Žižek interprets this ontological violence as at the centre of
Heidegger’s reading of the chorus from Antigone on the uncanny/demonic
character of man. He writes:
As such, the Creator is
“hypsipolis apolis” … he stands outside and above polis and its ethnos; he is
unbound by any rules of “morality” (which are only a degenerative form of ethos);
only as such can he ground a new form of ethos, of communal being in a polis…
Of course, what reverberates here is the topic of an “illegal” violence that
founds the rule of the law itself … the first victim of this violence is the
Creator himself, who has to be erased with the advent of the new order that he
grounded. (59)
Right – so assuming Žižek is right and provided that his analysis
is a useful and pertinent frame, several questions arise:
(1) Is the kind of violence advocated by Sorel/Proudgon
subjective, objective, subjective and complementary to objective violence?
(2) Does it prevent or lead to the politics of fear
(bio-politics)?
(3) Does it renounce the political (politics based on a set of
universal axioms)?
(4) Must the intelligentsia (Heidegger’s Creator) die?

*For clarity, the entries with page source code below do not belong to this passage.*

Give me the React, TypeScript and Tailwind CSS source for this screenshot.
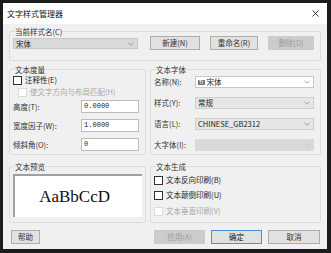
import React from 'react'

const font = { fontFamily: '"Noto Sans CJK SC", "DejaVu Sans", sans-serif' }

function Chevron({ dim }: { dim?: boolean }) {
  return (
    <svg width="6" height="4" viewBox="0 0 6 4" className="shrink-0">
      <path d="M0.5 0.8 L3 3.2 L5.5 0.8" fill="none" stroke={dim ? '#c4c4c4' : '#8a8a8a'} strokeWidth="0.8" />
    </svg>
  )
}

function Check({ label, disabled }: { label: string; disabled?: boolean }) {
  return (
    <div className={`flex items-center gap-[3px] h-[12px] ${disabled ? 'text-[#a8a8a8]' : 'text-[#222]'}`}>
      <span className={`w-[9px] h-[9px] border bg-white ${disabled ? 'border-[#dcdcdc]' : 'border-[#333]'}`} />
      <span>{label}</span>
    </div>
  )
}

function Btn({ label, disabled, focus, w }: { label: string; disabled?: boolean; focus?: boolean; w: string }) {
  return (
    <div
      className={`${w} h-[14px] flex items-center justify-center border text-[7.5px] ${
        disabled
          ? 'bg-[#cccccc] border-[#cccccc] text-[#999]'
          : focus
          ? 'bg-[#e1e1e1] border-[#4a90d9] text-[#222]'
          : 'bg-[#e1e1e1] border-[#adadad] text-[#333]'
      }`}
    >
      {label}
    </div>
  )
}

function Group({ title, className, children }: { title: string; className: string; children: React.ReactNode }) {
  return (
    <fieldset className={`border border-[#dcdcdc] rounded-[2px] ${className}`}>
      <legend className="px-0 ml-[2px] text-[#333] leading-[9px]">{title}</legend>
      {children}
    </fieldset>
  )
}

export default function App() {
  return (
    <div className="w-[331px] h-[253px] bg-[#1c1c1c] pt-[3px] pl-[3px]" style={font}>
      <div className="w-[324px] h-[246px] bg-[#f0f0f0] flex flex-col text-[7.5px] text-[#333]">
        {/* 标题栏 */}
        <div className="h-[21px] bg-white flex items-center justify-between pl-[4px] pr-[8px]">
          <span className="text-[8px] text-[#111]">文字样式管理器</span>
          <svg width="7" height="7" viewBox="0 0 7 7">
            <path d="M0.5 0.5 L6.5 6.5 M6.5 0.5 L0.5 6.5" stroke="#222" strokeWidth="0.9" />
          </svg>
        </div>

        <div className="px-[6px] pt-[3px] flex flex-col">
          {/* 当前样式名 */}
          <Group title="当前样式名(C)" className="h-[34px] px-[3px] flex">
            <div className="flex items-start gap-[12px] pt-[2px]">
              <div className="w-[125px] h-[11px] bg-[#d9d9d9] border border-[#c8c8c8] flex items-center justify-between pl-[2px] pr-[3px]">
                <span className="text-[#222]">宋体</span>
                <Chevron />
              </div>
              <div className="flex gap-[10px] -mt-[2px]">
                <Btn label="新建(N)" w="w-[50px]" />
                <Btn label="重命名(R)" w="w-[48px]" />
                <Btn label="删除(D)" w="w-[46px]" disabled />
              </div>
            </div>
          </Group>

          <div className="flex gap-[4px] mt-[4px]">
            {/* 左列 */}
            <div className="w-[138px] flex flex-col gap-[7px]">
              <Group title="文本度量" className="h-[90px] px-[3px] flex flex-col">
                <Check label="注释性(E)" />
                <div className="pl-[5px]">
                  <Check label="使文字方向与布局匹配(H)" disabled />
                </div>
                <div className="flex flex-col gap-[6px] mt-[2px]">
                  {[
                    ['高度(T):', '0.0000'],
                    ['宽度因子(W):', '1.0000'],
                    ['倾斜角(O):', '0'],
                  ].map(([l, v]) => (
                    <div key={l} className="flex items-center justify-between pr-[3px]">
                      <span>{l}</span>
                      <div className="w-[58px] h-[13px] bg-white border border-[#bdbdbd] flex items-center pl-[2px] text-[#222] font-['Liberation_Mono'] text-[7px]">
                        {v}
                      </div>
                    </div>
                  ))}
                </div>
              </Group>
              <Group title="文本预览" className="h-[61px] px-[3px] flex flex-col">
                <div className="mt-[3px] h-[43px] bg-white border-t-2 border-l-2 border-[#a0a0a0] flex items-center justify-center">
                  <span className="text-[17px] text-[#111] font-['Liberation_Serif'] -ml-[8px]">AaBbCcD</span>
                </div>
              </Group>
            </div>

            {/* 右列 */}
            <div className="w-[172px] flex flex-col gap-[7px]">
              <Group title="文本字体" className="h-[90px] px-[3px] flex flex-col gap-[9px]">
                <div className="flex items-center justify-between pr-[3px] mt-[2px]">
                  <span>名称(N):</span>
                  <div className="w-[119px] h-[12px] bg-white border border-[#c8c8c8] flex items-center justify-between pl-[2px] pr-[3px]">
                    <span className="flex items-center gap-[2px] text-[#222]">
                      <span className="text-[5px] leading-none bg-[#777] text-white px-[1px] font-['Liberation_Sans']">Tr</span>
                      宋体
                    </span>
                    <Chevron />
                  </div>
                </div>
                {[
                  ['样式(Y):', '常规'],
                  ['语言(L):', 'CHINESE_GB2312'],
                ].map(([l, v]) => (
                  <div key={l} className="flex items-center justify-between pr-[3px]">
                    <span>{l}</span>
                    <div className="w-[119px] h-[12px] bg-[#e6e6e6] border border-[#cfcfcf] flex items-center justify-between pl-[2px] pr-[3px]">
                      <span className="text-[#222]">{v}</span>
                      <Chevron />
                    </div>
                  </div>
                ))}
                <div className="flex items-center justify-between pr-[3px]">
                  <span>大字体(I):</span>
                  <div className="w-[119px] h-[12px] bg-[#d9d9d9] border border-[#d9d9d9] flex items-center justify-end pr-[3px]">
                    <Chevron dim />
                  </div>
                </div>
              </Group>
              <Group title="文本生成" className="h-[61px] px-[3px] flex flex-col gap-[3px]">
                <div className="mt-[3px]">
                  <Check label="文本反向印刷(B)" />
                </div>
                <Check label="文本颠倒印刷(U)" />
                <div className="mt-[1px]">
                  <Check label="文本垂直印刷(V)" disabled />
                </div>
              </Group>
            </div>
          </div>

          {/* 底部按钮 */}
          <div className="flex items-center mt-[7px] pl-[2px] pr-[1px]">
            <Btn label="帮助" w="w-[29px]" />
            <div className="flex-1" />
            <div className="flex gap-[6px]">
              <Btn label="应用(A)" w="w-[51px]" disabled />
              <Btn label="确定" w="w-[51px]" focus />
              <Btn label="取消" w="w-[52px]" />
            </div>
          </div>
        </div>
      </div>
    </div>
  )
}
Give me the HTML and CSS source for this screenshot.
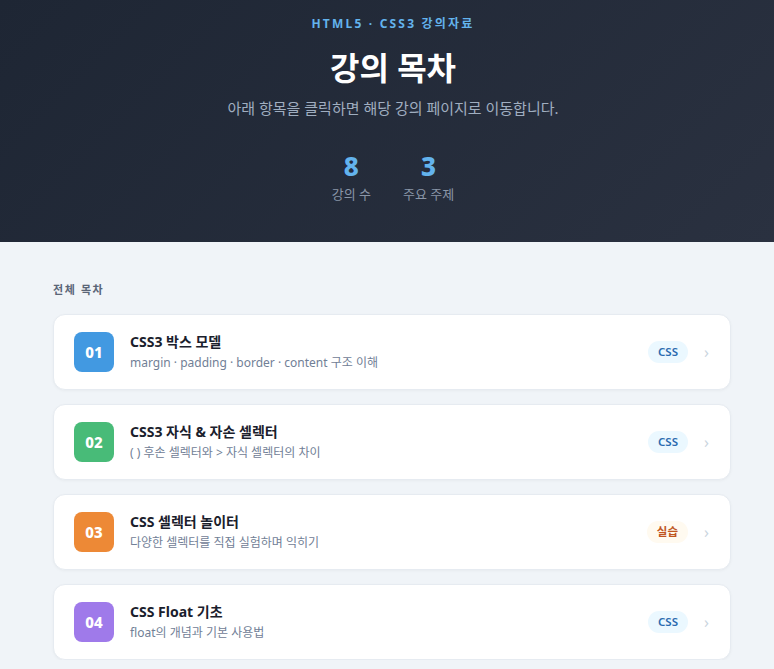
FILE: index.html
```html
<!DOCTYPE html>
<html lang="ko">
<head>
    <meta charset="UTF-8">
    <meta name="viewport" content="width=device-width, initial-scale=1.0">
    <title>강의 목차</title>
    <link rel="stylesheet" href="styles.css">
</head>
<body>

    <header class="hero">
        <p class="eyebrow">HTML5 · CSS3 강의자료</p>
        <h1 class="hero-title">강의 목차</h1>
        <p class="hero-desc">아래 항목을 클릭하면 해당 강의 페이지로 이동합니다.</p>
        <div class="stats">
            <div class="stat">
                <strong class="stat-num">8</strong>
                <span class="stat-label">강의 수</span>
            </div>
            <div class="stat">
                <strong class="stat-num">3</strong>
                <span class="stat-label">주요 주제</span>
            </div>
        </div>
    </header>

    <main class="content">
        <h2 class="section-label">전체 목차</h2>
        <ul class="lesson-list">
            <li>
                <a class="lesson" href="#">
                    <span class="num blue">01</span>
                    <span class="info">
                        <span class="lesson-title">CSS3 박스 모델</span>
                        <span class="lesson-desc">margin · padding · border · content 구조 이해</span>
                    </span>
                    <span class="tag tag-css">CSS</span>
                    <span class="arrow">›</span>
                </a>
            </li>
            <li>
                <a class="lesson" href="#">
                    <span class="num green">02</span>
                    <span class="info">
                        <span class="lesson-title">CSS3 자식 &amp; 자손 셀렉터</span>
                        <span class="lesson-desc">( ) 후손 셀렉터와 &gt; 자식 셀렉터의 차이</span>
                    </span>
                    <span class="tag tag-css">CSS</span>
                    <span class="arrow">›</span>
                </a>
            </li>
            <li>
                <a class="lesson" href="#">
                    <span class="num orange">03</span>
                    <span class="info">
                        <span class="lesson-title">CSS 셀렉터 놀이터</span>
                        <span class="lesson-desc">다양한 셀렉터를 직접 실험하며 익히기</span>
                    </span>
                    <span class="tag tag-lab">실습</span>
                    <span class="arrow">›</span>
                </a>
            </li>
            <li>
                <a class="lesson" href="#">
                    <span class="num purple">04</span>
                    <span class="info">
                        <span class="lesson-title">CSS Float 기초</span>
                        <span class="lesson-desc">float의 개념과 기본 사용법</span>
                    </span>
                    <span class="tag tag-css">CSS</span>
                    <span class="arrow">›</span>
                </a>
            </li>
        </ul>
    </main>

</body>
</html>
```

FILE: styles.css
```css
* {
    padding: 0;
    margin: 0;
    box-sizing: border-box;
}
body {
    font-family: "Noto Sans", "Noto Sans CJK KR", sans-serif;
    background: #f0f4f8;
    color: #1a202c;
}
.hero {
    background: linear-gradient(135deg, #1e2634 0%, #2a3140 100%);
    padding: 16px 0 40px 12px;
    text-align: center;
}
.eyebrow {
    font-size: 12px;
    line-height: 16px;
    font-weight: 700;
    letter-spacing: 2.2px;
    color: #63b3ed;
}
.hero-title {
    margin-top: 15px;
    font-size: 32px;
    line-height: 42px;
    font-weight: 700;
    color: #ffffff;
}
.hero-desc {
    margin-top: 9px;
    font-size: 15px;
    line-height: 20px;
    color: #a0aec0;
}
.stats {
    display: flex;
    justify-content: center;
    gap: 32px;
    margin-top: 32px;
}
.stat {
    display: flex;
    flex-direction: column;
    align-items: center;
}
.stat-num {
    font-size: 26px;
    line-height: 32px;
    font-weight: 800;
    color: #63b3ed;
}
.stat-label {
    margin-top: 4px;
    font-size: 13px;
    line-height: 16px;
    color: #8a96a8;
}
.content {
    width: 678px;
    margin-left: 53px;
    padding-top: 40px;
}
.section-label {
    font-size: 11px;
    line-height: 16px;
    font-weight: 700;
    letter-spacing: 1.6px;
    color: #5a6577;
    margin-bottom: 16px;
}
.lesson-list {
    list-style-type: none;
    display: flex;
    flex-direction: column;
    gap: 14px;
}
.lesson {
    display: flex;
    align-items: center;
    padding: 17px 19px 17px 20px;
    background: #ffffff;
    border: 1px solid #e6ebf1;
    border-radius: 12px;
    box-shadow: 0 1px 3px rgba(0,0,0,0.04);
    text-decoration: none;
    color: inherit;
}
.num {
    flex: none;
    width: 40px;
    height: 40px;
    border-radius: 8px;
    display: flex;
    align-items: center;
    justify-content: center;
    color: #ffffff;
    font-size: 15px;
    font-weight: 800;
}
.blue { background: #4299e1; }
.green { background: #48bb78; }
.orange { background: #ed8936; }
.purple { background: #9f7aea; }
.info {
    flex: 1;
    display: flex;
    flex-direction: column;
    margin-left: 16px;
}
.lesson-title {
    font-size: 14px;
    line-height: 20px;
    font-weight: 700;
    color: #1a202c;
}
.lesson-desc {
    margin-top: 2px;
    font-size: 12px;
    line-height: 18px;
    color: #718096;
}
.tag {
    font-size: 11.5px;
    line-height: 16px;
    font-weight: 600;
    padding: 3px 10px;
    border-radius: 11px;
}
.tag-css { background: #ebf8ff; color: #2b6cb0; }
.tag-lab { background: #fffaf0; color: #c05621; }
.arrow {
    margin-left: 16px;
    width: 7px;
    font-size: 16px;
    line-height: 16px;
    color: #cbd5e0;
}
```
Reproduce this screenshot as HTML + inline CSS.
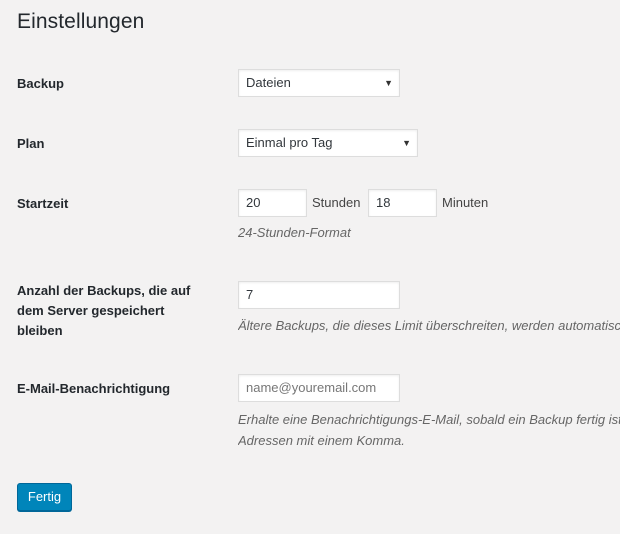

(5) Finally, what are we to make of recent instances of violence
(London Riots, for example?). For Žižek instances of violence such as the Paris
outbursts of 2005 constitute a ‘a passage a l’acte’ or ‘an
impulsive movement into action which can’t be translated into speech or thought
and carries with it an intolerable weight of frustration’ (65). Because it
lacks utopian vision, this violence should be understood in terms of ‘a vague,
unarticulated ressentiment’ (63). Another kind of violence – Žižek
finds this in Saramago’s Seeing – involves abstaining through
anti-social (non-political) behaviour: ‘If one means by violence a radical
upheaval of the basic social relations, then, crazy and tasteless as it may
sound, the problem with historical monsters who slaughtered millions was that
they were not violent enough. Sometimes, doing nothing is the most violent
thing to do’ (183). Is this relevant to Gobetti’s anti-social behaviour?